When I was a self-serving teenager and my mother would try to help steer my course, she often said, “I can see around the corner. You can’t yet.” Oh how those words raked my soul. “BLAH, BLAH, BLAH!” was how that translated into my 15-year-old brain. She could see that my path was going to end badly, but I wanted what I wanted. Guess what I eventually learned? She was right. She COULD see around the corner.
At the end of the journey, and a lot of heartache to deal with, I found my self saying, “I wish I had done things differently”? I wouldn’t have stayed committed to my choices if I could have seen the destruction ahead. I should have trusted my mom because she knew what was coming.
Our relationship with God is much the same. He can see WAY around the corner. He can see things that we can’t fathom. In fact, He doesn’t just see the around the corner, He sees the whole map of your life. He doesn’t just see the map of YOUR life He sees the maps of some 7,050,052,989 of His children. One important piece of the prayer puzzle is understanding “He has created us anew in Christ Jesus, so we can do the good things he planned for us long ago” (Eph. 2:10).
He has plans for us that we just can’t see yet. His plans for us are the best (Jer. 29:11). He executes His plans with divine wisdom. “This foolish plan of God is wiser than the wisest of human plans, and God’s weakness is stronger than the greatest of human strength” (1 Cor 1:25).
Sometimes when things seem like they aren’t going our way, we gripe and complain. We doubt God’s plan and maybe doubt if He’s even there. “WHY WON’T YOU ANSWER MY CRY?” is the plea of our hearts. But friend, this is when we need to gain spiritual vision. We need to stop and believe the truth that He is working out what is eternally best for you (Rom. 8:28).
Let’s look at God’s plan for Jesus.
Talk about a well executed plan. The bible says, “Even before He made the world, God loved us and chose us in Christ to be holy and without fault in his eyes. God decided in advance to adopt us into his own family by bringing us to himself through Jesus Christ” (Eph. 1:4-5). God worked up a plan that took thousands of years to unfold.
After Jesus died, was resurrected and ascended into heaven, Peter presented the gospel message to a massive crowd assembled in Jerusalem for Pentecost (Acts 2). He said:
“People of Israel, listen! God publicly endorsed Jesus the Nazarene by doing powerful miracles, wonders, and signs through him, as you well know. But God knew what would happen, and his prearranged plan was carried out when Jesus was betrayed. With the help of lawless Gentiles, you nailed him to a cross and killed him.”

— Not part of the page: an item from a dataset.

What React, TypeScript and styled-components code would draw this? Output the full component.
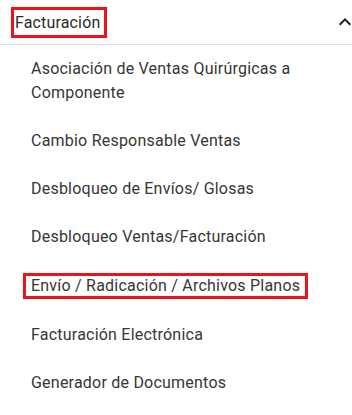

Now in man’s folly that seems like a plan gone horribly wrong. Jesus. Dead. He prayed to be spared (Mt. 26:30) so why didn’t God come through for Him? If the Father will turn His back on Jesus like that He will do the same to us?
If that thought has crossed your mind keep listening to Peter’s lesson. “But God released him from the horrors of death and raised him back to life, for death could not keep him in its grip.” In the resurrection from the dead Jesus proved His total supremacy. He proved there was no other God who possessed power over the grave. If there was going to be a resurrection there had to be a death.
What seemed like a total debacle, a super-natural blunder, was actually part of God’s eternal purpose. If Jesus did not rise, then the whole point of Christianity died on Crucifixion Friday. If Jesus did not rise, He was a liar. If Jesus did not rise, there is no hope for me.
But He did. I believe it. And my faith in that truth has transformed the life of a rebellious, lost girl into something only a living-God could accomplish.